7. For the foregoing reasons, the impugned order, as against the writ petitioner, is without jurisdiction. I am of the considered view that the proceedings before the court below, in so far as it is against the writ petitioner is a clear abuse of process of court."
13. Reliance was also placed on the judgment of the Hon'ble Calcutta High Court in Arch Hi-Rise (P) Ltd. vs. Yatin Bhimani and Ors., 2006 (4) CHN 204.
14. On consideration, I find that this application is totally misconceived. The Hon'ble Supreme Court in the case of Adhunik Steels Ltd. Vs. Orissa Manganese and Minerals Pvt. Ltd. (A.I.R.2007 SC 2563), has laid down as under:
"10. It is true that Section 9 of the Act speaks of the court by way of an interim measure passing an order for protection, for the preservation, interim custody or sale of any goods, which are the subject matter of the arbitration agreement and such interim measure of protection as may appear to the court to be just and convenient.
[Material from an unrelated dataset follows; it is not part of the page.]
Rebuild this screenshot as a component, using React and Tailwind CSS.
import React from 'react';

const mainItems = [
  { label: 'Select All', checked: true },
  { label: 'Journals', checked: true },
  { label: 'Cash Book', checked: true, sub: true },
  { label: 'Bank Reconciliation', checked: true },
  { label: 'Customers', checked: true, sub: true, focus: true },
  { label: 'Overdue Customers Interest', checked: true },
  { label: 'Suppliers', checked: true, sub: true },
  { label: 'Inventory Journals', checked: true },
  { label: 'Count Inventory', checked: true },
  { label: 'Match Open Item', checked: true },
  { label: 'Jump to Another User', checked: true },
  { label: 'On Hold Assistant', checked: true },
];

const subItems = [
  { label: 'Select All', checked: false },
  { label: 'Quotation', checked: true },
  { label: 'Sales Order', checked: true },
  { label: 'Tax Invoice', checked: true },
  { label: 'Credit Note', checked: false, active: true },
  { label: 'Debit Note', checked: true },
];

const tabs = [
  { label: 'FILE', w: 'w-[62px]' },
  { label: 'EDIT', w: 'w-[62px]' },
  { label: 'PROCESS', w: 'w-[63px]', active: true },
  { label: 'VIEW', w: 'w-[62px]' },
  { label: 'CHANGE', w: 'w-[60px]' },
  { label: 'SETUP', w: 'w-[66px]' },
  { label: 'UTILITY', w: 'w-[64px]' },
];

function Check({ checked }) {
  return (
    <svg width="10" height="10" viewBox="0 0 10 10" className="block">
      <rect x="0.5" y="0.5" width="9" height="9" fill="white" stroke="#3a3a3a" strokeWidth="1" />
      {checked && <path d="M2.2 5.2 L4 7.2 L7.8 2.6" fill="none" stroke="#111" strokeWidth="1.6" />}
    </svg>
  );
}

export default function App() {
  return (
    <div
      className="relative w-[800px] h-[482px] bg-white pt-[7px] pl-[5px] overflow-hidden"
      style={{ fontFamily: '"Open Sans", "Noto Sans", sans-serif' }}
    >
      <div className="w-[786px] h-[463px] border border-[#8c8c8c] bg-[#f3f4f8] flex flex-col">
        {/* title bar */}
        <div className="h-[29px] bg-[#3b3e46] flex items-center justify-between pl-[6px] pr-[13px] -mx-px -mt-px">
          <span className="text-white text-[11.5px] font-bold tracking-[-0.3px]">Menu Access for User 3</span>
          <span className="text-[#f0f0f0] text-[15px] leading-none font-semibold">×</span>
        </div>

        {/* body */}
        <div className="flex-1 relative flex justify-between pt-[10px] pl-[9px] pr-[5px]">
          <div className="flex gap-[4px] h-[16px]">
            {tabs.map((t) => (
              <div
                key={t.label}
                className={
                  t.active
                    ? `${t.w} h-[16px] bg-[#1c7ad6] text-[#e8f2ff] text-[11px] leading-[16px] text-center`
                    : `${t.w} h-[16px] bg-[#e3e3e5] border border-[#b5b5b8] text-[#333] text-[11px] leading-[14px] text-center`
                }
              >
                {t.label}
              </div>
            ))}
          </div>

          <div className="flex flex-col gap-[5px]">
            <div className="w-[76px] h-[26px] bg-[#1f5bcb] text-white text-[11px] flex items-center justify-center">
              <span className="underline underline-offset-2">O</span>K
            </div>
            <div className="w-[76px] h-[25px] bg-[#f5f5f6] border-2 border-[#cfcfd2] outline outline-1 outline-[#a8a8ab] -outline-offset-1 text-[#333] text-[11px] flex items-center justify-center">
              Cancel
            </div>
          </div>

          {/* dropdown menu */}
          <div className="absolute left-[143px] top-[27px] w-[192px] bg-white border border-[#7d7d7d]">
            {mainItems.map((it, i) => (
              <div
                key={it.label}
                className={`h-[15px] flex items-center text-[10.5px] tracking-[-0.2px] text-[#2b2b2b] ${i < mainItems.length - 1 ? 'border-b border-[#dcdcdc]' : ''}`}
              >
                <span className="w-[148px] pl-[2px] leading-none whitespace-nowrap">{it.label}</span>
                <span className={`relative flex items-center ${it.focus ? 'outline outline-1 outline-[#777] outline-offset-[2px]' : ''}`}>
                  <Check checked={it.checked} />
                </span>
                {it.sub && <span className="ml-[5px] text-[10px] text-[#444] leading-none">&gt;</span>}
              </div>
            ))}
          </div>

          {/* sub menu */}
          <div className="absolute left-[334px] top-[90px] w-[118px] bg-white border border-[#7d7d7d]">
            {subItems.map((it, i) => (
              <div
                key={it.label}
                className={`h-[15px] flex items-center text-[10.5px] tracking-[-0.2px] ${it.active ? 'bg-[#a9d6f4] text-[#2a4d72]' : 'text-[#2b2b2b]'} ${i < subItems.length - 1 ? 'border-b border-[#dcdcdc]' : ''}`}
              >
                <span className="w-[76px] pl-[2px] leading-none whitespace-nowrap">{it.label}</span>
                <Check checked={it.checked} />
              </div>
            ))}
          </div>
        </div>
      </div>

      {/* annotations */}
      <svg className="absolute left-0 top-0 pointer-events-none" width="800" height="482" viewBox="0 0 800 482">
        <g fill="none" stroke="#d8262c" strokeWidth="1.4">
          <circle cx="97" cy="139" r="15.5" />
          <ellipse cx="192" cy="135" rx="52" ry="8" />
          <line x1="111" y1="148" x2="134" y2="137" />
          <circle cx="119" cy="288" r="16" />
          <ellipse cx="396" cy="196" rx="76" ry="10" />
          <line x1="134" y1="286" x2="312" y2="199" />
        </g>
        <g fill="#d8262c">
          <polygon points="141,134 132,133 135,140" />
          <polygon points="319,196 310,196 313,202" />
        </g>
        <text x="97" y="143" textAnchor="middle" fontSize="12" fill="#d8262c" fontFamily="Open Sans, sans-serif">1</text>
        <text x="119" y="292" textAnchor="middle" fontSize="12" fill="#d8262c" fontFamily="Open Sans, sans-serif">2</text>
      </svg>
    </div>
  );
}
The grant of an interim prohibitory injunction or an interim mandatory injunction are governed by well known rules and it is difficult to imagine that the legislature while enacting Section 9 of the Act intended to make a provision which was de hors the accepted principles that governed the grant of an interim injunction. Same is the position regarding the appointment of a receiver since the Section itself brings in, the concept of 'just and convenient' while speaking of passing any interim measure of protection. The concluding words of the Section, "and the court shall have the same power for making orders as it has for the purpose and in relation to any proceedings before it" also suggest that the normal rules that govern the court in the grant of interim orders is not sought to be jettisoned by the provision. Moreover, when a party is given a right to approach an ordinary court of the country without providing a special procedure or a special set of rules in that behalf, the ordinary rules followed by that court would govern the exercise of power conferred by the Act. On that basis also, it is not possible to keep out the concept of balance of convenience, prima facie case, irreparable injury and the concept of just and convenient while passing interim measures under Section 9 of the Act."
15. The provisions with regard to the directions to the garnishee are governed by Order XXI Rule 46A, 46B and 46C, which read as under:
"46A. Notice to garnishee (1) The Court may in the case of a debt (other than a debt secured by a mortgage or a charge) which has been attached under rule 46, upon the application of the attaching creditor, issue notice to the garnishee liable to pay such debt, calling upon him either to pay into Court the debt due from him to the judgment-debtor or so much thereof as may be sufficient to satisfy the decree and costs of execution, or to appear and show cause why he should not do so.
(2) An application under sub-rule (1) shall be made on affidavit verifying the facts alleged and stating that in the belief of the deponent, the garnishee is indebted to the judgment-debtor.
(3) Where the garnishee pays in the Court the amount due from him to the judgment-debtor or so much thereof as is sufficient to satisfy the decree and the costs of the execution, the Court may direct that the amount may be paid to the decree-holder towards satisfaction of the decree and costs of the execution.
46B. Order against garnishee Where the garnishee does not forthwith pay into Court the amount due from him to the judgment-debtor or so much thereof as is sufficient to satisfy the decree and the costs of execution, and does not appear and show cause in answer to the notice, the Court may order the garnishee to comply with the terms of such notice, and on such order, execution may issue as though such order were a decree against him.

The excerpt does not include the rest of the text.